Drinking water treatment and distribution systems are designed and operated to safeguard the hygienic quality and ensure the aesthetic quality of water from the point of raw water intake to the point of consumption. In this regard, monitoring is a non-negotiable and legislated requirement throughout the world. There is a recognized and accepted need to monitor, characterize and understand the overall microbiological performance/response of the various treatment stages, especially under changing environmental and operating conditions.

The monitoring of microbiology in drinking water represents a major common challenge in the integrated water cycle, as water quality analyses are typically performed through the collection of water samples at the network endpoint, followed by laboratory analyses, performed by traditional reference methods that are time consuming (14-20 days). These techniques are expensive and have important limitations: (i) measuring water quality only at the end point does not locate the source of contamination, (ii) culture methods take significant time to provide accurate results (by the time contamination is detected, thousands of people may already be affected), and (iii) there are contamination events that are very difficult to detect by methods that do not provide continuous information and real-time measurements.

Therefore, in the global market for quality control of drinking water distribution networks, there is a growing demand for highly sensitive, easy to use, reliable analytical techniques implemented in small and cost-effective devices, which optimally allow continuous and real-time detection. SensoBac aims to respond to this need by developing an early warning system that continuously detects increases in the presence of bacteria in the drinking water distribution network, allowing to address the problem as soon as possible.

The overall objective of Sensobac is to carry out the industrial research processes necessary for the development of a new biosensor analytical technique for the early detection of biomarkers (ATP, tryptophan, Tyrosine, NADH, ADP, etc.) linked to the presence of bacteria in the drinking water distribution network that functions as a constant alert and monitoring system. It is a reliable, simple, low-cost, highly sensitive technique that allows direct, in situ, continuous and real-time detection. Its operating principle is based on the novel HFF-QCM-ARRAY acoustic detection technology that integrates an array of 24 piezoelectric microsensors on a small substrate chip (typically 3-5 cm2).
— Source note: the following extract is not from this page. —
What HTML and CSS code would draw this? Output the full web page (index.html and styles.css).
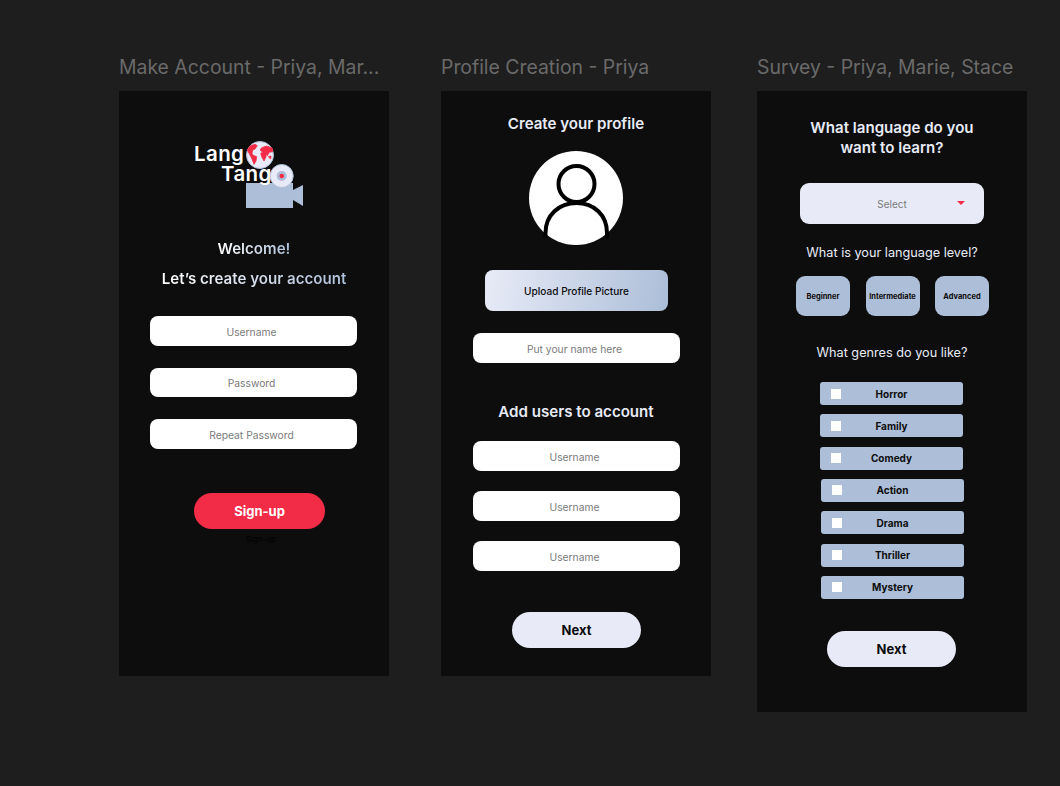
FILE: index.html
```html
<!DOCTYPE html>
<html lang="en">
<head>
<meta charset="utf-8">
<title>Lango Tango screens</title>
<link rel="stylesheet" href="styles.css">
</head>
<body>
<main class="canvas">
  <section class="column">
    <h2 class="frame-label">Make Account - Priya, Mar...</h2>
    <div class="frame frame-account">
      <svg class="logo" width="110" height="70" viewBox="0 0 110 70" role="img" aria-label="Lang Tango logo">
        <rect x="52" y="43" width="47" height="25" fill="#acbed8"/>
        <path d="M99 50 L109 45 V66 L99 60 Z" fill="#acbed8"/>
        <circle cx="66" cy="15" r="13.500" fill="#e8ebf7" stroke="#acbed8" stroke-width="1"/>
        <g class="map">
          <path d="M53.300 10 L56 6 L61 4.300 L63.300 5.700 L61 9 L58.700 10 L58 13.300 L58.700 15 L62.700 16.700 L62 21 L60 24.300 L58 19 L56 15 Z"/>
          <path d="M66 10 L67.700 7.700 L72.700 6 L78.300 8.300 L78.700 11.700 L75.300 12.300 L73.300 15.700 L72 13.300 L72 16.700 L70 21 L67.700 16.700 L66.700 13.300 L68.700 12.300 Z"/>
          <path d="M74.300 16.700 L77 16 L76.700 19 Z"/>
        </g>
        <circle cx="87.700" cy="36" r="11.500" fill="#e8ebf7" stroke="#acbed8" stroke-width="1"/>
        <circle cx="87.700" cy="36" r="5" fill="#acbed8"/>
        <circle cx="87.700" cy="36" r="2.300" fill="#f22b47"/>
        <text class="logo-text" x="0" y="20.500">Lang</text>
        <text class="logo-text" x="27" y="41">Tang</text>
      </svg>
      <p class="heading gradient-text welcome">Welcome!</p>
      <p class="heading gradient-text create">Let’s create your account</p>
      <div class="fields fields-account">
        <div class="field">Username</div>
        <div class="field">Password</div>
        <div class="field">Repeat Password</div>
      </div>
      <div class="pill pill-red">Sign-up</div>
      <p class="ghost">Sign-up</p>
    </div>
  </section>

  <section class="column">
    <h2 class="frame-label">Profile Creation - Priya</h2>
    <div class="frame frame-profile">
      <p class="heading profile-title">Create your profile</p>
      <svg class="avatar" width="94" height="94" viewBox="0 0 94 94" role="img" aria-label="Profile picture placeholder">
        <circle cx="47" cy="47" r="47" fill="#fff"/>
        <circle cx="47.500" cy="33" r="18" fill="none" stroke="#000" stroke-width="4"/>
        <path d="M16.500 85 V82 C16.500 64 30 52 47.500 52 C65 52 78 64 78 82 V85" fill="none" stroke="#000" stroke-width="4" stroke-linecap="round"/>
      </svg>
      <div class="upload">Upload Profile Picture</div>
      <div class="field name-field">Put your name here</div>
      <p class="heading add-users">Add users to account</p>
      <div class="fields fields-users">
        <div class="field">Username</div>
        <div class="field">Username</div>
        <div class="field">Username</div>
      </div>
      <div class="pill pill-light next-profile">Next</div>
    </div>
  </section>

  <section class="column">
    <h2 class="frame-label">Survey - Priya, Marie, Stace</h2>
    <div class="frame frame-survey">
      <p class="heading survey-title">What language do you<br>want to learn?</p>
      <div class="select">
        <span class="select-text">Select</span>
        <span class="select-caret"></span>
      </div>
      <p class="question level-question">What is your language level?</p>
      <div class="levels">
        <div class="level">Beginner</div>
        <div class="level">Intermediate</div>
        <div class="level">Advanced</div>
      </div>
      <p class="question genre-question">What genres do you like?</p>
      <ul class="genres">
        <li class="genre"><span class="check"></span><span class="genre-name">Horror</span></li>
        <li class="genre"><span class="check"></span><span class="genre-name">Family</span></li>
        <li class="genre"><span class="check"></span><span class="genre-name">Comedy</span></li>
        <li class="genre genre-shift"><span class="check"></span><span class="genre-name">Action</span></li>
        <li class="genre genre-shift"><span class="check"></span><span class="genre-name">Drama</span></li>
        <li class="genre genre-shift"><span class="check"></span><span class="genre-name">Thriller</span></li>
        <li class="genre genre-shift"><span class="check"></span><span class="genre-name">Mystery</span></li>
      </ul>
      <div class="pill pill-light next-survey">Next</div>
    </div>
  </section>
</main>
</body>
</html>
```
FILE: styles.css
```css
* { box-sizing: border-box; }
html, body { margin: 0; padding: 0; }
body {
  width: 1060px;
  height: 786px;
  overflow: hidden;
  background: #1e1e1e;
  font-family: "Inter", "Liberation Sans", sans-serif;
}
p, h2, ul { margin: 0; padding: 0; }

.canvas {
  display: flex;
  align-items: flex-start;
  gap: 52px;
  padding: 55px 0 0 119px;
}
.column { width: 270px; flex: none; }
.column:last-child { margin-left: -6px; }
.frame-label {
  height: 36px;
  font: 400 19.400px/24px "Inter", sans-serif;
  color: #6a6a6a;
  white-space: nowrap;
}
.frame {
  width: 270px;
  height: 585px;
  background: #0d0d0d;
  display: flex;
  flex-direction: column;
}
.frame-survey { height: 621px; }

.heading {
  font-weight: 600;
  font-size: 15.100px;
  line-height: 20px;
  color: #e8ebf7;
  text-align: center;
}
.gradient-text {
  background: linear-gradient(90deg, #fff 0%, #acbed8 100%);
  -webkit-background-clip: text;
  background-clip: text;
  color: transparent;
}

/* account */
.logo { margin: 49px 0 0 75px; flex: none; display: block; overflow: visible; }
.map { fill: #f22b47; stroke: #f22b47; stroke-width: 0.800; stroke-linejoin: round; }
.logo-text {
  font: 600 20.500px "Inter", sans-serif;
  letter-spacing: 0.400px;
  fill: #fff;
}
.welcome { margin-top: 29px; align-self: center; }
.create { margin-top: 10px; align-self: center; }
.fields { display: flex; flex-direction: column; margin-left: 32px; }
.fields-account { margin-top: 27px; gap: 22px; margin-left: 31px; }
.fields-users { margin-top: 18.500px; gap: 20px; }
.fields-users .field { height: 30px; }

.field {
  width: 207px;
  height: 29.500px;
  background: #fff;
  border-radius: 8px;
  display: flex;
  align-items: center;
  justify-content: center;
  padding: 2px 4px 0 0;
  font-size: 10.300px;
  color: #7b7b7b;
}
.pill {
  height: 36.500px;
  border-radius: 19px;
  display: flex;
  align-items: center;
  justify-content: center;
  font-weight: 700;
  font-size: 13px;
}
.pill-red {
  width: 131px;
  margin: 44px 0 0 75px;
  background: #f22b47;
  color: #fff;
}
.pill-light { width: 129px; background: #e8ebf7; color: #0d0d0d; }
.ghost {
  margin: 4px 0 0 127px;
  font-size: 8px;
  line-height: 12px;
  color: #000;
}

/* profile */
.profile-title { margin-top: 23px; }
.avatar { margin: 17px 0 0 88px; display: block; flex: none; }
.upload {
  width: 183px;
  height: 41px;
  margin: 25px 0 0 44px;
  border-radius: 8px;
  background: linear-gradient(100deg, #e8ebf7 0%, #acbed8 100%);
  display: flex;
  align-items: center;
  justify-content: center;
  font-size: 10.100px;
  font-weight: 500;
  color: #0d0d0d;
}
.name-field { margin: 22px 0 0 32px; }
.add-users { margin-top: 39.500px; }
.next-profile { margin: 41px 0 0 71px; }

/* survey */
.survey-title { margin-top: 27px; }
.select {
  position: relative;
  width: 184px;
  height: 41px;
  margin: 25px 0 0 43px;
  border-radius: 9px;
  background: #e8ebf7;
  display: flex;
  align-items: center;
  justify-content: center;
}
.select-text { font-size: 10px; color: #7b7b7b; }
.select-caret {
  position: absolute;
  right: 19px;
  top: 18px;
  width: 0;
  height: 0;
  border-left: 4px solid transparent;
  border-right: 4px solid transparent;
  border-top: 4.500px solid #f22b47;
}
.question {
  font-size: 12.700px;
  line-height: 18px;
  color: #e8ebf7;
  text-align: center;
}
.level-question { margin-top: 19.500px; }
.levels { display: flex; gap: 15.500px; margin: 14.500px 0 0 39px; }
.level {
  width: 54px;
  height: 40px;
  border-radius: 9px;
  background: #acbed8;
  display: flex;
  align-items: center;
  justify-content: center;
  font-size: 7.500px;
  font-weight: 700;
  color: #0d0d0d;
  white-space: nowrap;
}
.genre-question { margin-top: 27.500px; }
.genres { list-style: none; margin: 20.500px 0 0 63px; display: flex; flex-direction: column; gap: 9.333px; }
.genre {
  position: relative;
  width: 143px;
  height: 23px;
  border-radius: 3px;
  background: #acbed8;
  display: flex;
  align-items: center;
}
.genre-shift { margin-left: 1px; }
.check {
  width: 10px;
  height: 10px;
  margin-left: 11px;
  background: #fff;
  flex: none;
}
.genre-name {
  position: absolute;
  left: 0;
  right: 0;
  text-align: center;
  font-size: 10px;
  font-weight: 700;
  color: #0d0d0d;
}
.next-survey { margin: 32px 0 0 70px; }
```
These microsensors can be independently functionalized to detect different analytes in the same sample.

The following specific objectives can be derived from the general objective above:
S.O. 1.- Identification and selection of generic biomarkers for the identification of viable bacteria in the drinking water distribution network.
S.O. 2.- Development of biochemical surface functionalization and acoustic detection methods suitable for HFF-QCM-ARRAY sensor technology that provide the necessary selectivity and sensitivity for the detection of the selected biomarkers.
S.O. 3.- Development of a robust CARTRIDGE solution that functions as an electrical, mechanical and thermal interface and provides the HFF-QCM microsensor chip with the necessary microfluidic capabilities to operate in the water distribution network.
S.O. 4.- Evolution of the HFF-QCM-ARRAY characterization technology for its adaptation to in-situ bacterial detection that requires continuous monitoring in remote environments. This evolution includes developments in hardware, software, mechanics and fluidics.
S.O. 5.- Validation of the demonstrator in real application environments.